Solche Stellen, von denen mein Bruder spricht, gefallen mir nicht. Er müßte außer dem Hause leben, mehr ausgeben, als er einnimmt; er müßte Sie allein lassen, und alle würden beunruhigt werden. Warten wir jetzt ab, was der Herr tut. Sorgen Sie beide dafür, daß Sie ihm gefallen, dann wird er sich Ihrer Angelegenheiten annehmen. Vergessen Sie auch nicht, daß alles ein Ende nimmt. Haben Sie keine Sorge, daß Ihren Kindern das Notwendige fehlen werde, wenn Sie der göttlichen Majestät wohlgefallen. Der Beatrix empfehle ich mich. Der Herr wolle mir Sie alle erhalten! Amen.
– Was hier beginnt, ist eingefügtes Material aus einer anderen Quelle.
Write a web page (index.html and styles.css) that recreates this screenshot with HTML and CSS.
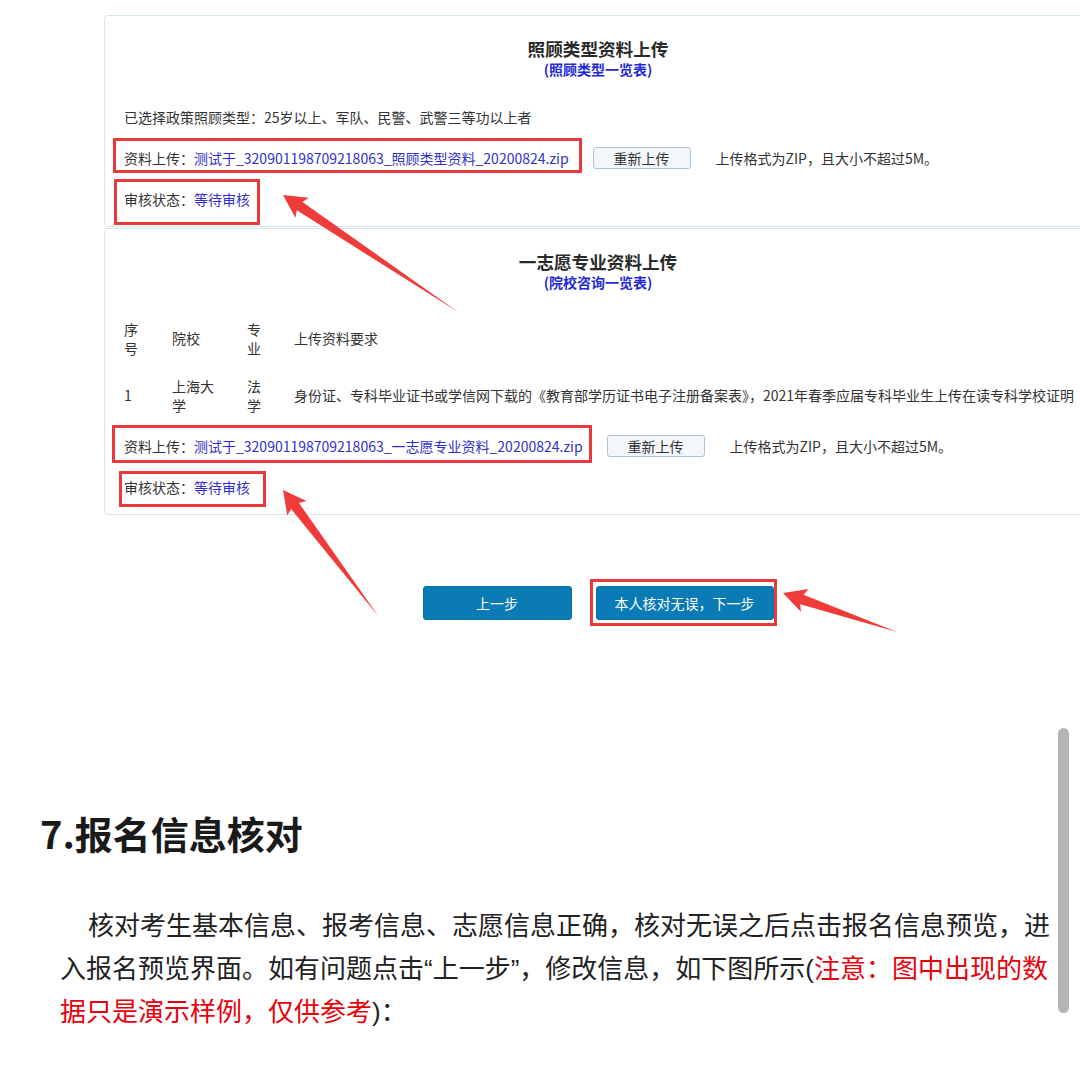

Um eines bitte ich Sie noch in Liebe, nämlich daß Sie mich nicht aus weltlichen Rücksichten lieben, sondern damit ich Sie Gott empfehle; denn etwas anderes kann ich nicht tun, und es mir zumuten, wäre mir sehr peinlich, mag [auch] Herr Godinez dagegen sagen, was er will. Ich habe schon einen, der meine Seele leitet, und ich kann nicht dem Kopfe eines jeden folgen. Dies sage ich, damit Sie zu entgegnen wissen, wenn man Ihnen etwas Derartiges vorbringt. Bedenken Sie auch, daß nach den jetzigen Verhältnissen der Welt und in dem Stande, in den mich der Herr gesetzt hat, es besser für mich ist und mehr zum Dienste des Herrn gereicht, wenn die Leute denken, ich tue zu wenig für Sie. Denn obwohl ich soviel wie nichts tue, so würde man doch bei einer nur geringen Vermutung geradeso von mir reden, als man, wie ich hören kann, von anderen redet. Darum ist eben jetzt, da man mir dieses Wenige gebracht hat, Vorsicht notwendig.
Glauben Sie mir, daß ich große Liebe zu Ihnen trage und Ihnen hin und wieder etwas Weniges geben werde zu Zeiten, da es Ihnen erwünscht ist; nur sollen jene, die bei Ihnen über mich klagen, wissen, daß ich mein Besitztum für den Orden verwenden muß, dem es gehört. Es geht dies freilich andere nichts an; aber glauben Sie mir, wer so wie ich den Augen der Welt bloßgestellt ist, der muß selbst bei seinen Tugendwerken darauf achten, wie er sie übt. Sie können sich keine Vorstellung machen von dem, was ich leide; weil ich es aber im Dienste des Herrn leide, so wird Seine Majestät es mir dadurch vergelten, daß sie für Sie und Ihre Angelegenheiten Sorge tragen wird. Der Herr wolle Sie mir erhalten! Ich habe mich nun lange beim Schreiben verhalten; es hat schon zur Mette geläutet. Ich versichere Sie, so oft ich bei denen, die eintreten, etwas Schönes sehe, denke ich immer an Sie und an Beatrix; aber niemals habe ich es gewagt, etwas selbst gegen Bezahlung davon anzunehmen.